- OBJECTIVE:
Please write out the lines of the data exactly, beginning with the first and ending with the line containing "import React from"; leave the pictures behind.

______________________________

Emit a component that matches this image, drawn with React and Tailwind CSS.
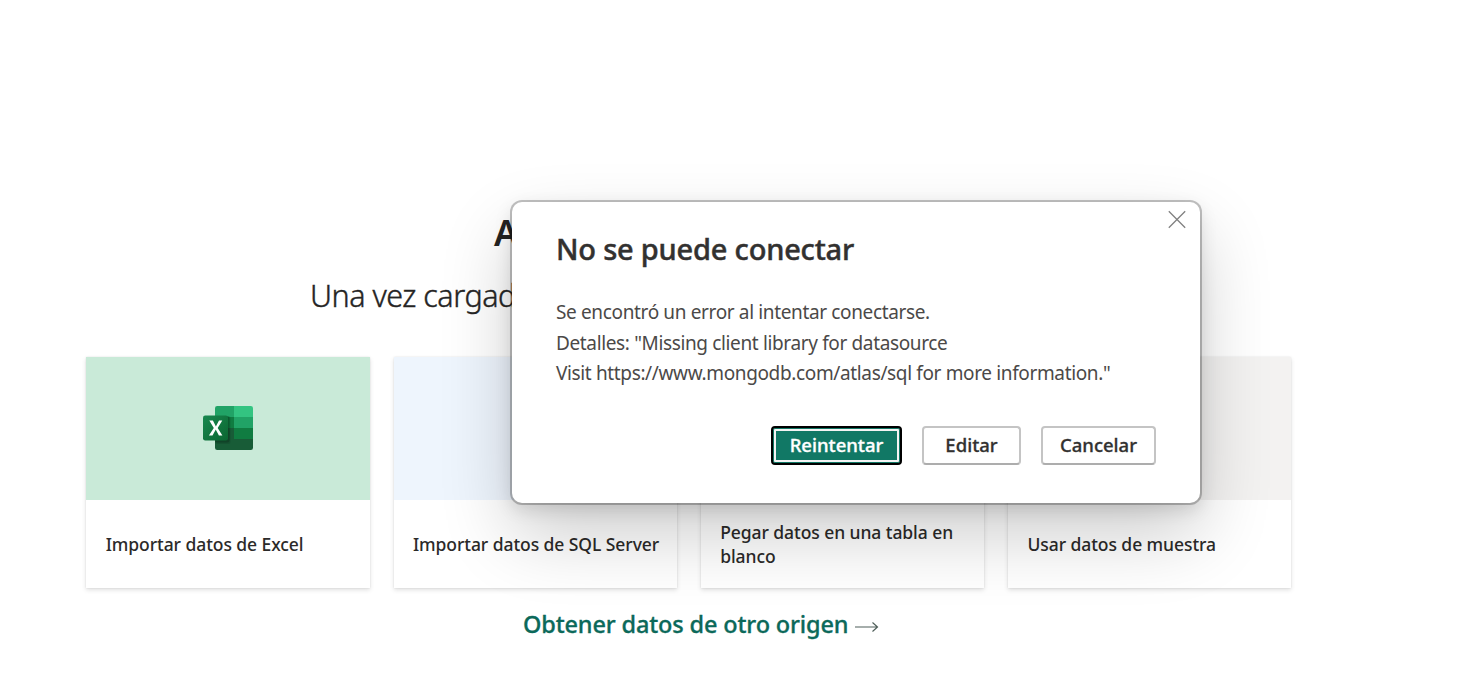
import React from "react";

function ExcelLogo() {
  return (
    <svg width="50" height="44" viewBox="0 0 50 44" className="mt-[-1px]">
      <defs>
        <clipPath id="book">
          <rect x="12" y="0" width="38" height="44" rx="2.2" />
        </clipPath>
        <linearGradient id="tile" x1="0" y1="0" x2="1" y2="1">
          <stop offset="0" stopColor="#18884f" />
          <stop offset="1" stopColor="#0b6631" />
        </linearGradient>
      </defs>
      <g clipPath="url(#book)">
        <rect x="12" y="0" width="19" height="11" fill="#21a366" />
        <rect x="31" y="0" width="19" height="11" fill="#33c481" />
        <rect x="12" y="11" width="19" height="11" fill="#107c41" />
        <rect x="31" y="11" width="19" height="11" fill="#21a366" />
        <rect x="12" y="22" width="19" height="11" fill="#185c37" />
        <rect x="31" y="22" width="19" height="11" fill="#107c41" />
        <rect x="12" y="33" width="38" height="11" fill="#185c37" />
        <rect x="12" y="10" width="14.5" height="26.5" rx="2" fill="#000" opacity=".18" />
        <rect x="12" y="10" width="15.5" height="28" rx="2" fill="#000" opacity=".1" />
      </g>
      <rect x="0" y="9.5" width="25" height="25" rx="2.2" fill="url(#tile)" />
      <path
        d="M5.9 29.5 10.8 22 6.3 14.6h3.6l2.5 4.8.5 1.1.5-1.1 2.6-4.8h3.3L14.7 22l4.7 7.5h-3.5l-2.8-5.2-.4-.8-.3.8-2.9 5.2z"
        fill="#fff"
      />
    </svg>
  );
}

const cards = [
  { label: "Importar datos de Excel", tone: "bg-[#c9ead8]", icon: <ExcelLogo /> },
  { label: "Importar datos de SQL Server", tone: "bg-[#eef5fd]" },
  { label: "Pegar datos en una tabla en blanco", tone: "bg-[#f3f2f1]" },
  { label: "Usar datos de muestra", tone: "bg-[#f3f2f1]" },
];

function Card({ label, tone, icon }) {
  return (
    <div className="flex h-[231px] flex-col bg-white shadow-[0_2px_4.5px_rgba(0,0,0,0.13),0_0.4px_1.2px_rgba(0,0,0,0.11)]">
      <div className={`flex h-[143px] items-center justify-center ${tone}`}>{icon}</div>
      <div className="flex flex-1 items-center pr-4 pl-[19.3px] text-[17.5px] leading-6 font-medium tracking-[-0.07px] text-[#2b2a29]">
        <span>{label}</span>
      </div>
    </div>
  );
}

function Dialog() {
  return (
    <div
      role="dialog"
      className="absolute top-[202px] left-[512px] h-[301px] w-[688px] rounded-[10px] bg-white px-[44px] shadow-[0_0_0_2px_rgba(0,0,0,0.23),0_6px_18px_rgba(0,0,0,0.13),0_32px_72px_rgba(0,0,0,0.2)]"
    >
      <button aria-label="Cerrar" className="absolute top-[8px] right-[14px]">
        <svg width="18" height="19" viewBox="0 0 18 19" stroke="#808080" strokeWidth="1.3" fill="none">
          <path d="M.8 1.300 17.2 17.7M17.2 1.300.8 17.7" />
        </svg>
      </button>
      <h2 className="pt-[27px] text-[29px] leading-[40px] font-medium tracking-[-0.2px] text-[#323130] [-webkit-text-stroke:0.45px_#323130]">
        <span>No se puede conectar</span>
      </h2>
      <div className="mt-[28px] text-[19px] leading-[30.5px] tracking-[-0.36px] whitespace-nowrap text-[#4b4948]">
        <p><span>Se encontró un error al intentar conectarse.</span></p>
        <p><span>Detalles: "Missing client library for datasource</span></p>
        <p><span>Visit https://www.mongodb.com/atlas/sql for more information."</span></p>
      </div>
      <div className="mt-[37.5px] flex justify-end gap-5 text-[18.5px] font-medium text-[#323130]">
        <button className="flex h-[39px] w-[131px] items-center justify-center rounded-[4px] border-2 border-black bg-[#117865] pb-[2px] text-white shadow-[inset_0_0_0_1px_#117865,inset_0_0_0_3px_#f4f4f4] [-webkit-text-stroke:0.35px_#fff]">
          Reintentar
        </button>
        <button className="flex h-[39px] w-[99px] items-center justify-center rounded-[4px] border-2 border-[#c4c4c4] border-b-[#adadad] pb-[2px] [-webkit-text-stroke:0.3px_#323130]">
          Editar
        </button>
        <button className="flex h-[39px] w-[115px] items-center justify-center rounded-[4px] border-2 border-[#c4c4c4] border-b-[#adadad] pb-[2px] [-webkit-text-stroke:0.3px_#323130]">
          Cancelar
        </button>
      </div>
    </div>
  );
}

export default function App() {
  return (
    <div className="relative h-[700px] w-[1458px] overflow-hidden bg-white font-['Noto_Sans','Open_Sans',sans-serif]">
      <main className="w-[1291.4px] pt-[208px] pl-[86.4px]">
        <h1 className="pl-[407.6px] text-[36px] leading-[50px] font-semibold text-[#252423]">A</h1>
        <p className="mt-[17px] pl-[223.6px] text-[30.5px] leading-[40px] font-light tracking-[-0.5px] text-[#252423] [-webkit-text-stroke:0.4px_#252423]">
          <span>Una vez cargad</span>
        </p>
        <div className="mt-[42px] grid grid-cols-4 gap-[24px]">
          {cards.map((c) => (
            <Card key={c.label} {...c} />
          ))}
        </div>
        <a className="mt-[18px] flex items-center pl-[436.6px] text-[23.5px] leading-[36px] font-medium tracking-[-0.15px] text-[#0c695a] [-webkit-text-stroke:0.3px_#0c695a]">
          <span>Obtener datos de otro origen</span>
          <svg width="24" height="12" viewBox="0 0 24 12" className="mt-[5px] ml-[7px]" fill="none" stroke="#4f5f5a" strokeWidth="1.2">
            <path d="M0 6h22.5M17.5 1.500 22.5 6l-5 4.500" />
          </svg>
        </a>
      </main>
      <Dialog />
    </div>
  );
}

______________________________

- FULL SOLUTION:
Emit a component that matches this image, drawn with React and Tailwind CSS.
import React from "react";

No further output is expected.